::: ENTRIES SUPPLIED :::
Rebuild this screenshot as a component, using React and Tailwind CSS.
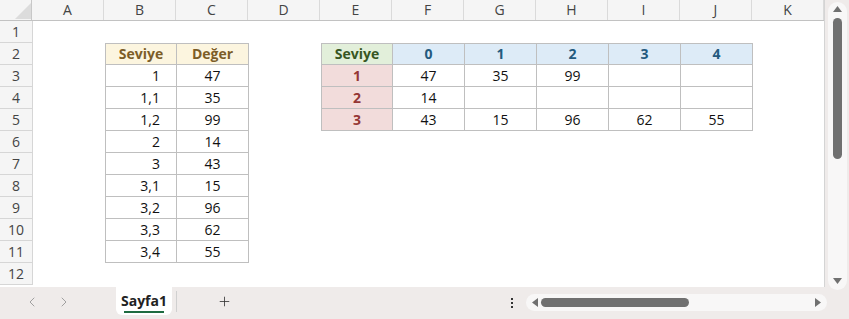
import { ChevronLeft, ChevronRight, Plus } from "lucide-react";

const cols = ["A", "B", "C", "D", "E", "F", "G", "H", "I", "J", "K"];

const left = [
  ["1", "47"],
  ["1,1", "35"],
  ["1,2", "99"],
  ["2", "14"],
  ["3", "43"],
  ["3,1", "15"],
  ["3,2", "96"],
  ["3,3", "62"],
  ["3,4", "55"],
];

const right = [
  ["1", "47", "35", "99", "", ""],
  ["2", "14", "", "", "", ""],
  ["3", "43", "15", "96", "62", "55"],
];

const edge = "border-b border-r border-[#bfbfbf]";

// returns [text, classes] for a sheet cell
function cellFor(row, col) {
  if (row === 2) {
    if (col === 1) return ["Seviye", `${edge} border-l border-t bg-[#fcf5df] text-[#7c5d28] font-bold justify-center`];
    if (col === 2) return ["Değer", `${edge} border-t bg-[#fcf5df] text-[#7c5d28] font-bold justify-center`];
    if (col === 4) return ["Seviye", `${edge} border-l border-t bg-[#e2efda] text-[#375623] font-bold justify-center`];
    if (col >= 5 && col <= 9) return [String(col - 5), `${edge} border-t bg-[#ddebf7] text-[#245a7e] font-bold justify-center`];
  }
  if (row >= 3 && row <= 11) {
    const r = left[row - 3];
    if (col === 1) return [r[0], `${edge} border-l justify-end pr-4`];
    if (col === 2) return [r[1], `${edge} justify-center`];
  }
  if (row >= 3 && row <= 5) {
    const r = right[row - 3];
    if (col === 4) return [r[0], `${edge} border-l bg-[#f2dcdb] text-[#953735] font-bold justify-center`];
    if (col >= 5 && col <= 9) return [r[col - 4], `${edge} justify-center`];
  }
  return ["", ""];
}

export default function App() {
  const rows = Array.from({ length: 12 }, (_, i) => i + 1);

  return (
    <div className="flex h-[319px] w-[849px] flex-col overflow-hidden bg-[#efebea] font-['Open_Sans',sans-serif] text-[14px] text-[#111]">
      <div className="flex h-[287px]">
        <div className="w-[825px] overflow-hidden border-r border-[#d4d4d4] bg-white">
          <div className="flex h-[21px] border-b border-[#c2c2c2] bg-[#f5f5f5] text-[#444]">
            <div className="relative w-[33px] border-r border-[#c8c8c8]">
              <svg className="absolute left-[15px] top-[3px]" width="16" height="16" viewBox="0 0 16 16">
                <polygon points="16,0 16,16 0,16" fill="#dcdcdc" />
              </svg>
            </div>
            {cols.map((c) => (
              <div key={c} className="flex w-[72px] shrink-0 items-center justify-center border-r border-[#dadada] leading-none">
                {c}
              </div>
            ))}
          </div>
          {rows.map((r) => (
            <div key={r} className="flex h-[22px]">
              <div className="flex w-[33px] shrink-0 items-center justify-center border-b border-r border-[#d6d6d6] bg-[#f5f5f5] text-[#444]">
                {r}
              </div>
              {cols.map((c, ci) => {
                const [text, cls] = cellFor(r, ci);
                return (
                  <div key={c} className={`flex w-[72px] shrink-0 items-center leading-none ${cls}`}>
                    {text}
                  </div>
                );
              })}
            </div>
          ))}
        </div>

        <div className="flex w-[24px] justify-center pt-[2px]">
          <div className="flex h-[288px] w-[19px] flex-col items-center rounded-full bg-[#f8f7f7] pt-[4px]">
            <svg width="9" height="6" viewBox="0 0 9 6">
              <polygon points="4.5,0 9,6 0,6" fill="#707070" />
            </svg>
            <div className="mt-[6px] h-[141px] w-[9px] rounded-full bg-[#707070]" />
            <div className="flex-1" />
            <svg className="mb-[6px]" width="9" height="6" viewBox="0 0 9 6">
              <polygon points="0,0 9,0 4.5,6" fill="#707070" />
            </svg>
          </div>
        </div>
      </div>

      <div className="flex h-[32px] items-start">
        <div className="flex h-[30px] items-center pl-[24px] text-[#9a9a9a]">
          <ChevronLeft size={16} strokeWidth={1.4} />
          <ChevronRight size={16} strokeWidth={1.4} className="ml-[16px]" />
        </div>
        <div className="ml-[44px] flex h-[28px] w-[56px] flex-col items-center justify-center rounded-b-[6px] bg-white">
          <span className="mt-[2px] font-bold leading-[18px] text-[#222]">Sayfa1</span>
          <div className="mt-[1px] h-[2px] w-[40px] bg-[#1e6b40]" />
        </div>
        <div className="ml-[4px] mt-[4px] h-[21px] w-px bg-[#d0d0d0]" />
        <div className="ml-[40px] flex h-[28px] items-center text-[#333]">
          <Plus size={15} strokeWidth={1.3} />
        </div>
        <div className="ml-[278px] flex h-[34px] w-[3px] flex-col items-center justify-center gap-[2px] pb-[2px]">
          <span className="h-[2px] w-[2px] bg-[#333]" />
          <span className="h-[2px] w-[2px] bg-[#333]" />
          <span className="h-[2px] w-[2px] bg-[#333]" />
        </div>
        <div className="ml-[13px] mt-[7px] flex h-[17px] w-[301px] items-center rounded-full bg-[#f8f7f7] px-[6px]">
          <svg width="6" height="9" viewBox="0 0 6 9">
            <polygon points="0,4.5 6,0 6,9" fill="#707070" />
          </svg>
          <div className="ml-[3px] h-[9px] w-[148px] rounded-full bg-[#707070]" />
          <div className="flex-1" />
          <svg width="6" height="9" viewBox="0 0 6 9">
            <polygon points="0,0 6,4.5 0,9" fill="#707070" />
          </svg>
        </div>
      </div>
    </div>
  );
}
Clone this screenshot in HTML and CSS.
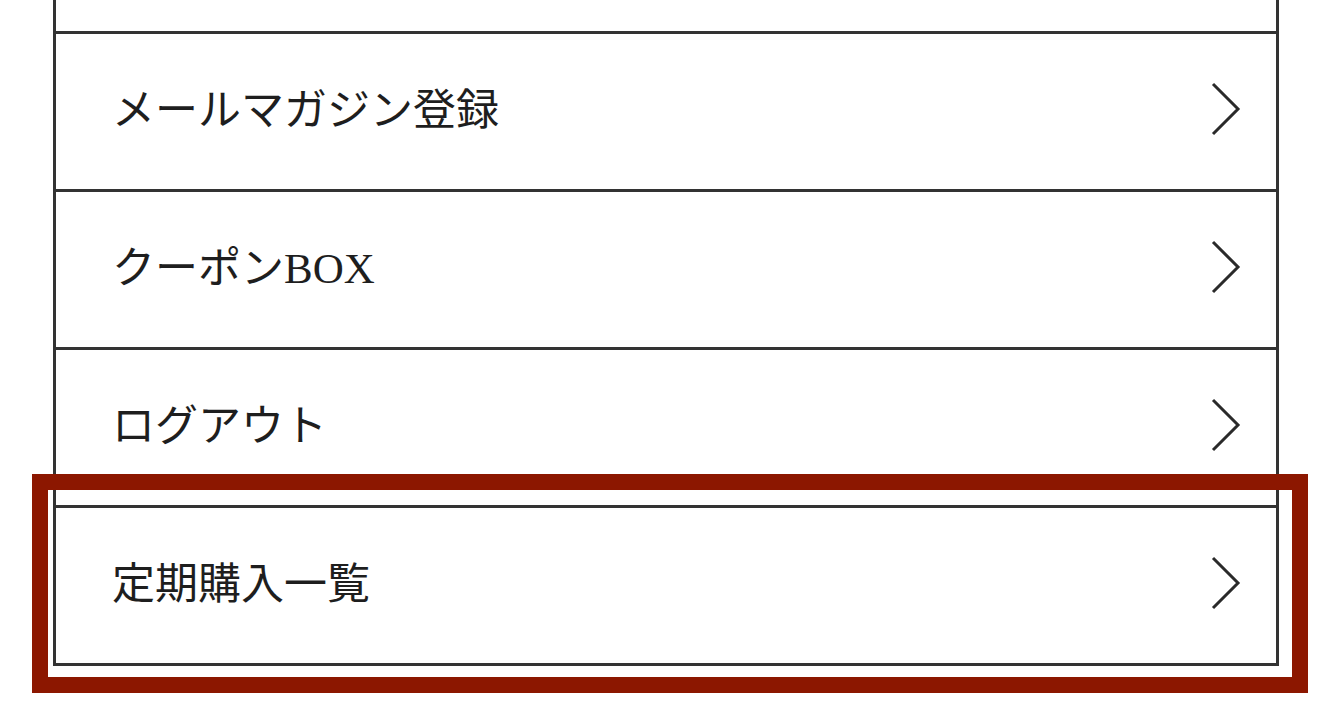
FILE: index.html
```html
<!DOCTYPE html>
<html lang="ja">
<head>
<meta charset="utf-8">
<title>メニュー</title>
<link rel="stylesheet" href="styles.css">
</head>
<body>
<div class="page">
  <ul class="menu">
    <li class="menu-item menu-item--partial"></li>
    <li class="menu-item">
      <span class="menu-label">メールマガジン登録</span>
      <svg class="chevron" viewBox="0 0 30 54" width="30" height="54"><polyline points="2,2 27,27 2,52" fill="none" stroke="#2a2a2a" stroke-width="3"/></svg>
    </li>
    <li class="menu-item">
      <span class="menu-label">クーポンBOX</span>
      <svg class="chevron" viewBox="0 0 30 54" width="30" height="54"><polyline points="2,2 27,27 2,52" fill="none" stroke="#2a2a2a" stroke-width="3"/></svg>
    </li>
    <li class="menu-item">
      <span class="menu-label">ログアウト</span>
      <svg class="chevron" viewBox="0 0 30 54" width="30" height="54"><polyline points="2,2 27,27 2,52" fill="none" stroke="#2a2a2a" stroke-width="3"/></svg>
    </li>
    <li class="menu-item">
      <span class="menu-label">定期購入一覧</span>
      <svg class="chevron" viewBox="0 0 30 54" width="30" height="54"><polyline points="2,2 27,27 2,52" fill="none" stroke="#2a2a2a" stroke-width="3"/></svg>
    </li>
  </ul>
  <div class="highlight"></div>
</div>
</body>
</html>
```

FILE: styles.css
```css
html, body {
  margin: 0;
  padding: 0;
  background: #ffffff;
}

body {
  font-family: "Liberation Serif", "Noto Sans CJK JP", serif;
  color: #1e1e1e;
}

.page {
  position: relative;
  width: 1341px;
  height: 724px;
  overflow: hidden;
}

.menu {
  list-style: none;
  margin: 0 0 0 53px;
  padding: 0;
  width: 1226px;
  box-sizing: border-box;
  border-left: 3px solid #333333;
  border-right: 3px solid #333333;
  border-bottom: 3px solid #333333;
}

.menu-item {
  display: flex;
  align-items: center;
  justify-content: space-between;
  height: 155px;
  padding: 0 35px 0 56px;
  border-top: 3px solid #333333;
}

.menu-item--partial {
  height: 31px;
  border-top: none;
}

.menu-label {
  font-size: 43px;
  line-height: 1;
  margin-bottom: 2px;
}

.chevron {
  display: block;
  margin: 0 0 6px 0;
}

.highlight {
  position: absolute;
  left: 32px;
  top: 474px;
  width: 1276px;
  height: 219px;
  box-sizing: border-box;
  border: 16px solid #8c1700;
}
```
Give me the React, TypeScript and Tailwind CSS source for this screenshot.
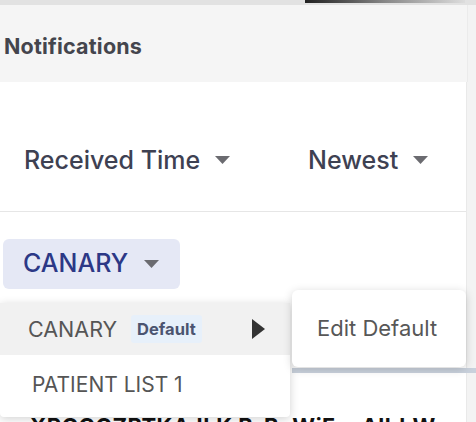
:::
REQUIRED WORK: From the data above, copy each line where the string "screenshot" appears.

FULL RESPONSE:
Rebuild this screenshot as a component, using React and Tailwind CSS.
Clone this screenshot in HTML and CSS.
Give me the React, TypeScript and Tailwind CSS source for this screenshot.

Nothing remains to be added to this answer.